Conversion tables can create apparent inconsistency

Many users think the tester is inconsistent when the real issue is scale conversion. Hardness conversion is not a simple universal translation, especially across different materials and heat treatment conditions.

A Leeb reading converted to HRC or HB is an estimate based on correlation tables. Those tables work best when the material family matches the conversion basis. If you are testing an alloy outside the expected range, or using a conversion on a welded or surface-treated condition, the displayed converted value may wander more than the native test value suggests.

This is one reason two methods can disagree even when both are functioning normally. A UCI result converted to Rockwell C and a Leeb result converted to Rockwell C may not line up exactly on the same part. That does not automatically mean one is wrong. It may mean the conversion fit is weak for that application.

When readings matter for acceptance, it is usually better to compare within the same method and scale whenever possible.

A practical troubleshooting sequence

When hardness readings are inconsistent, start with the simplest checks first. Verify the tester on the correct calibration or test block for that method. If the block readings are stable, move to the application.

Check the surface finish, cleanliness, curvature, edge distance, and spacing between tests. Then check whether the part is thick, rigid, and properly supported for the selected method. Confirm impact direction settings, probe seating, and operator technique. After that, look at whether the chosen method fits the material, geometry, and expected hardness range.

If the numbers still scatter, compare a second instrument or a second method on the same prepared area. That step helps separate instrument behavior from real material variation. It also helps identify when a Leeb tester is being used on a part that really calls for UCI, or when a portable method is being pushed beyond its reliable limits.

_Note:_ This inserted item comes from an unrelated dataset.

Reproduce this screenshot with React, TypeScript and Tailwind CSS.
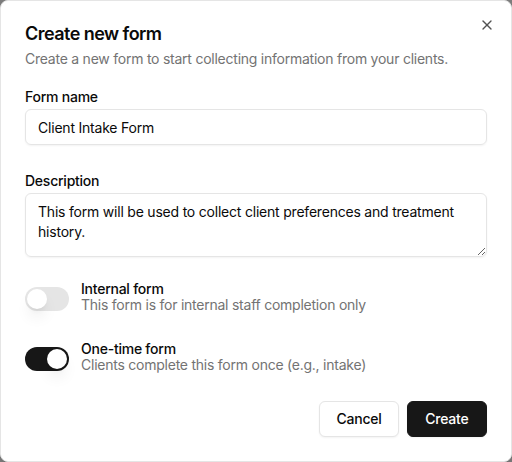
import React from "react";
import { X } from "lucide-react";

const Toggle = ({ on }: { on: boolean }) => (
  <span
    className={`mt-[6px] flex h-6 w-11 shrink-0 items-center rounded-full p-[2px] ${
      on ? "bg-[#171717]" : "bg-[#e5e5e5]"
    }`}
  >
    <span
      className={`block h-5 w-5 rounded-full bg-white shadow-lg ${
        on ? "translate-x-5" : "translate-x-0"
      }`}
    />
  </span>
);

const ToggleRow = ({ on, title, hint, className }: { on: boolean; title: string; hint: string; className: string }) => (
  <div className={`flex items-start gap-3 ${className}`}>
    <Toggle on={on} />
    <div className="flex flex-col">
      <span className="text-sm leading-4 font-medium text-[#0a0a0a]">{title}</span>
      <span className="text-sm leading-4 text-[#737373]">{hint}</span>
    </div>
  </div>
);

const App = () => {
  return (
    <div className="h-[462px] w-[512px] bg-[#7c7c7c] font-['Inter','Liberation_Sans',sans-serif] tracking-[-0.015em]">
      <div className="relative flex h-full w-full flex-col rounded-lg border border-[#e5e5e5] bg-white p-6 shadow-lg">
        <button className="absolute top-4 right-4 text-[#0a0a0a] opacity-70">
          <X size={16} />
        </button>

        <h2 className="text-[18px] leading-[18px] font-semibold tracking-[-0.03em] text-[#0a0a0a]">Create new form</h2>
        <p className="mt-[6px] text-sm leading-5 text-[#737373]">
          Create a new form to start collecting information from your clients.
        </p>

        <label className="mt-[18px] text-sm leading-5 font-medium text-[#0a0a0a]">Form name</label>
        <input
          defaultValue="Client Intake Form"
          className="mt-[2px] h-9 w-full rounded-md border border-[#e5e5e5] px-3 text-sm tracking-[-0.015em] text-[#0a0a0a] shadow-xs outline-none"
        />

        <label className="mt-[26px] text-sm leading-5 font-medium text-[#0a0a0a]">Description</label>
        <textarea
          defaultValue="This form will be used to collect client preferences and treatment history."
          className="mt-[2px] h-16 w-full rounded-md border border-[#e5e5e5] px-3 py-2 text-sm leading-5 tracking-[-0.015em] text-[#0a0a0a] shadow-xs outline-none"
        />

        <ToggleRow
          on={false}
          title="Internal form"
          hint="This form is for internal staff completion only"
          className="mt-6"
        />
        <ToggleRow
          on={true}
          title="One-time form"
          hint="Clients complete this form once (e.g., intake)"
          className="mt-7"
        />

        <div className="mt-7 flex justify-end gap-2">
          <button className="h-9 rounded-md border border-[#e5e5e5] bg-white px-4 text-sm font-medium tracking-[-0.015em] text-[#0a0a0a] shadow-xs">
            Cancel
          </button>
          <button className="h-9 rounded-md border border-[#171717] bg-[#171717] px-[17.5px] text-sm font-medium tracking-[-0.015em] text-white shadow-xs">
            Create
          </button>
        </div>
      </div>
    </div>
  );
};

export default App;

For teams running field inspections regularly, keeping replacement probes, impact bodies, cables, and certified test blocks on hand reduces downtime during this process. CIMETRIX Ltd focuses on that practical side of ownership because troubleshooting goes much faster when the needed accessories and spares are available immediately.

When inconsistency is telling you something useful

Not every scattered reading should be averaged away. Sometimes inconsistency is the signal. If a part shows stable readings on prepared base material but scattered values near a repair, coating interface, or heat-affected zone, the variation may be real and worth investigating.

The key is to make the test conditions stable enough that the remaining variation means something. Once the method, surface, and setup are under control, inconsistent readings stop being noise and start becoming inspection data.

If your hardness numbers keep moving, do not assume the instrument is bad and do not assume the part is bad either. Check the test method against the application, control the surface and support conditions, verify the probe assembly, and treat conversions cautiously. In hardness testing, repeatability usually improves when the setup gets more disciplined.